** BEGIN Supplied data **

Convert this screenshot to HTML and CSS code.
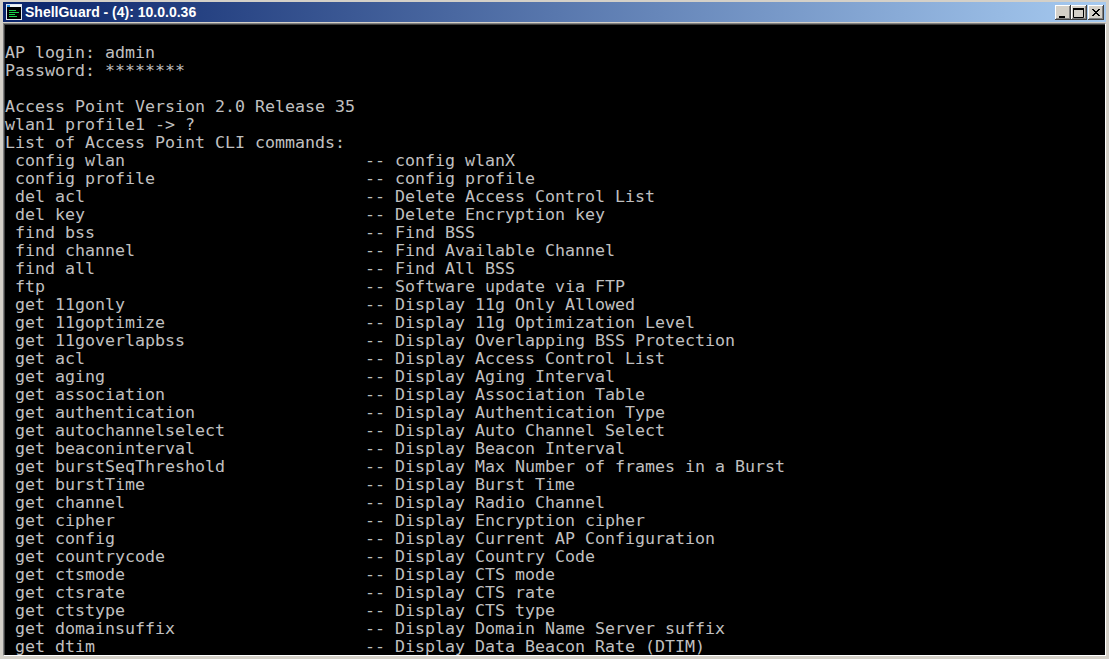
FILE: index.html
```html
<!DOCTYPE html>
<html lang="en">
<head>
<meta charset="utf-8">
<title>ShellGuard - (4): 10.0.0.36</title>
<link rel="stylesheet" href="styles.css">
</head>
<body>
<div class="window">
  <header class="titlebar">
    <svg class="app-icon" width="16" height="16" viewBox="0 0 16 16" aria-hidden="true">
      <rect x="0.5" y="0.5" width="15" height="15" fill="#000" stroke="#dfe6ee"/>
      <rect x="1" y="1" width="14" height="2" fill="#f2f5f8"/>
      <rect x="1" y="1" width="3" height="2" fill="#2a8fe0"/>
      <path d="M3 6.5h7M3 8.5h10M3 10.5h6M3 12.5h8" stroke="#19d24a" stroke-width="1"/>
    </svg>
    <span class="title">ShellGuard - (4): 10.0.0.36</span>
    <div class="controls">
      <button class="ctl"><svg width="16" height="15" viewBox="0 0 16 15"><rect x="4" y="11" width="6" height="2" fill="#000"/></svg></button>
      <button class="ctl"><svg width="16" height="15" viewBox="0 0 16 15"><path d="M2.5 3.5h10v9h-10z" fill="none" stroke="#000"/><rect x="2" y="3" width="11" height="2" fill="#000"/></svg></button>
      <button class="ctl ctl-close"><svg width="16" height="15" viewBox="0 0 16 15"><path d="M4 4l7 7M5 4l7 7M11 4l-7 7M12 4l-7 7" stroke="#000" stroke-width="1" fill="none"/></svg></button>
    </div>
  </header>
  <div class="frame">
<pre class="terminal">

AP login: admin
Password: ********

Access Point Version 2.0 Release 35
wlan1 profile1 -&gt; ?
List of Access Point CLI commands:
 config wlan                        -- config wlanX
 config profile                     -- config profile
 del acl                            -- Delete Access Control List
 del key                            -- Delete Encryption key
 find bss                           -- Find BSS
 find channel                       -- Find Available Channel
 find all                           -- Find All BSS
 ftp                                -- Software update via FTP
 get 11gonly                        -- Display 11g Only Allowed
 get 11goptimize                    -- Display 11g Optimization Level
 get 11goverlapbss                  -- Display Overlapping BSS Protection
 get acl                            -- Display Access Control List
 get aging                          -- Display Aging Interval
 get association                    -- Display Association Table
 get authentication                 -- Display Authentication Type
 get autochannelselect              -- Display Auto Channel Select
 get beaconinterval                 -- Display Beacon Interval
 get burstSeqThreshold              -- Display Max Number of frames in a Burst
 get burstTime                      -- Display Burst Time
 get channel                        -- Display Radio Channel
 get cipher                         -- Display Encryption cipher
 get config                         -- Display Current AP Configuration
 get countrycode                    -- Display Country Code
 get ctsmode                        -- Display CTS mode
 get ctsrate                        -- Display CTS rate
 get ctstype                        -- Display CTS type
 get domainsuffix                   -- Display Domain Name Server suffix
 get dtim                           -- Display Data Beacon Rate (DTIM)
</pre>
  </div>
</div>
</body>
</html>
```
FILE: styles.css
```css
html, body {
  margin: 0;
  height: 100%;
  overflow: hidden;
  background: #d4d0c8;
}
.window {
  height: 659px;
  display: flex;
  flex-direction: column;
  box-sizing: border-box;
  padding-top: 2px;
  background: #d4d0c8;
}
.titlebar {
  height: 20px;
  margin: 0 3px;
  flex: none;
  display: flex;
  align-items: center;
  gap: 3px;
  padding: 0 2px 0 3px;
  background: linear-gradient(90deg, #0a246a 0%, #a6caf0 100%);
}
.app-icon { flex: none; }
.title {
  font: bold 14px "Liberation Sans", Arial, sans-serif;
  color: #fff;
  white-space: nowrap;
}
.controls {
  margin-left: auto;
  display: flex;
}
.ctl {
  width: 16px;
  height: 15px;
  padding: 0;
  border: 0;
  background: #d4d0c8;
  box-shadow: inset -1px -1px 0 #404040, inset 1px 1px 0 #fff, inset -2px -2px 0 #808080;
  display: block;
}
.ctl svg { display: block; }
.ctl-close { margin-left: 1px; }
.frame {
  flex: 1;
  min-height: 0;
  margin: 1px 3px 3px 3px;
  border: 1px solid;
  border-color: #808080 #fff #fff #808080;
  box-shadow: inset 1px 1px 0 #404040;
  background: #000;
  overflow: hidden;
}
.terminal {
  margin: 0;
  padding: 2px 0 0 1px;
  font: 16.61px/18px "DejaVu Sans Mono", "Liberation Mono", monospace;
  color: #c0c0c0;
  white-space: pre;
}
```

** END Supplied data **

• Directions: Give an exact copy of the material, leaving out every picture.

• Output below:
Convert this screenshot to HTML and CSS code.
FILE: index.html
```html
<!DOCTYPE html>
<html lang="en">
<head>
<meta charset="utf-8">
<title>ShellGuard - (4): 10.0.0.36</title>
<link rel="stylesheet" href="styles.css">
</head>
<body>
<div class="window">
  <header class="titlebar">
    <svg class="app-icon" width="16" height="16" viewBox="0 0 16 16" aria-hidden="true">
      <rect x="0.5" y="0.5" width="15" height="15" fill="#000" stroke="#dfe6ee"/>
      <rect x="1" y="1" width="14" height="2" fill="#f2f5f8"/>
      <rect x="1" y="1" width="3" height="2" fill="#2a8fe0"/>
      <path d="M3 6.5h7M3 8.5h10M3 10.5h6M3 12.5h8" stroke="#19d24a" stroke-width="1"/>
    </svg>
    <span class="title">ShellGuard - (4): 10.0.0.36</span>
    <div class="controls">
      <button class="ctl"><svg width="16" height="15" viewBox="0 0 16 15"><rect x="4" y="11" width="6" height="2" fill="#000"/></svg></button>
      <button class="ctl"><svg width="16" height="15" viewBox="0 0 16 15"><path d="M2.5 3.5h10v9h-10z" fill="none" stroke="#000"/><rect x="2" y="3" width="11" height="2" fill="#000"/></svg></button>
      <button class="ctl ctl-close"><svg width="16" height="15" viewBox="0 0 16 15"><path d="M4 4l7 7M5 4l7 7M11 4l-7 7M12 4l-7 7" stroke="#000" stroke-width="1" fill="none"/></svg></button>
    </div>
  </header>
  <div class="frame">
<pre class="terminal">

AP login: admin
Password: ********

Access Point Version 2.0 Release 35
wlan1 profile1 -&gt; ?
List of Access Point CLI commands:
 config wlan                        -- config wlanX
 config profile                     -- config profile
 del acl                            -- Delete Access Control List
 del key                            -- Delete Encryption key
 find bss                           -- Find BSS
 find channel                       -- Find Available Channel
 find all                           -- Find All BSS
 ftp                                -- Software update via FTP
 get 11gonly                        -- Display 11g Only Allowed
 get 11goptimize                    -- Display 11g Optimization Level
 get 11goverlapbss                  -- Display Overlapping BSS Protection
 get acl                            -- Display Access Control List
 get aging                          -- Display Aging Interval
 get association                    -- Display Association Table
 get authentication                 -- Display Authentication Type
 get autochannelselect              -- Display Auto Channel Select
 get beaconinterval                 -- Display Beacon Interval
 get burstSeqThreshold              -- Display Max Number of frames in a Burst
 get burstTime                      -- Display Burst Time
 get channel                        -- Display Radio Channel
 get cipher                         -- Display Encryption cipher
 get config                         -- Display Current AP Configuration
 get countrycode                    -- Display Country Code
 get ctsmode                        -- Display CTS mode
 get ctsrate                        -- Display CTS rate
 get ctstype                        -- Display CTS type
 get domainsuffix                   -- Display Domain Name Server suffix
 get dtim                           -- Display Data Beacon Rate (DTIM)
</pre>
  </div>
</div>
</body>
</html>
```
FILE: styles.css
```css
html, body {
  margin: 0;
  height: 100%;
  overflow: hidden;
  background: #d4d0c8;
}
.window {
  height: 659px;
  display: flex;
  flex-direction: column;
  box-sizing: border-box;
  padding-top: 2px;
  background: #d4d0c8;
}
.titlebar {
  height: 20px;
  margin: 0 3px;
  flex: none;
  display: flex;
  align-items: center;
  gap: 3px;
  padding: 0 2px 0 3px;
  background: linear-gradient(90deg, #0a246a 0%, #a6caf0 100%);
}
.app-icon { flex: none; }
.title {
  font: bold 14px "Liberation Sans", Arial, sans-serif;
  color: #fff;
  white-space: nowrap;
}
.controls {
  margin-left: auto;
  display: flex;
}
.ctl {
  width: 16px;
  height: 15px;
  padding: 0;
  border: 0;
  background: #d4d0c8;
  box-shadow: inset -1px -1px 0 #404040, inset 1px 1px 0 #fff, inset -2px -2px 0 #808080;
  display: block;
}
.ctl svg { display: block; }
.ctl-close { margin-left: 1px; }
.frame {
  flex: 1;
  min-height: 0;
  margin: 1px 3px 3px 3px;
  border: 1px solid;
  border-color: #808080 #fff #fff #808080;
  box-shadow: inset 1px 1px 0 #404040;
  background: #000;
  overflow: hidden;
}
.terminal {
  margin: 0;
  padding: 2px 0 0 1px;
  font: 16.61px/18px "DejaVu Sans Mono", "Liberation Mono", monospace;
  color: #c0c0c0;
  white-space: pre;
}
```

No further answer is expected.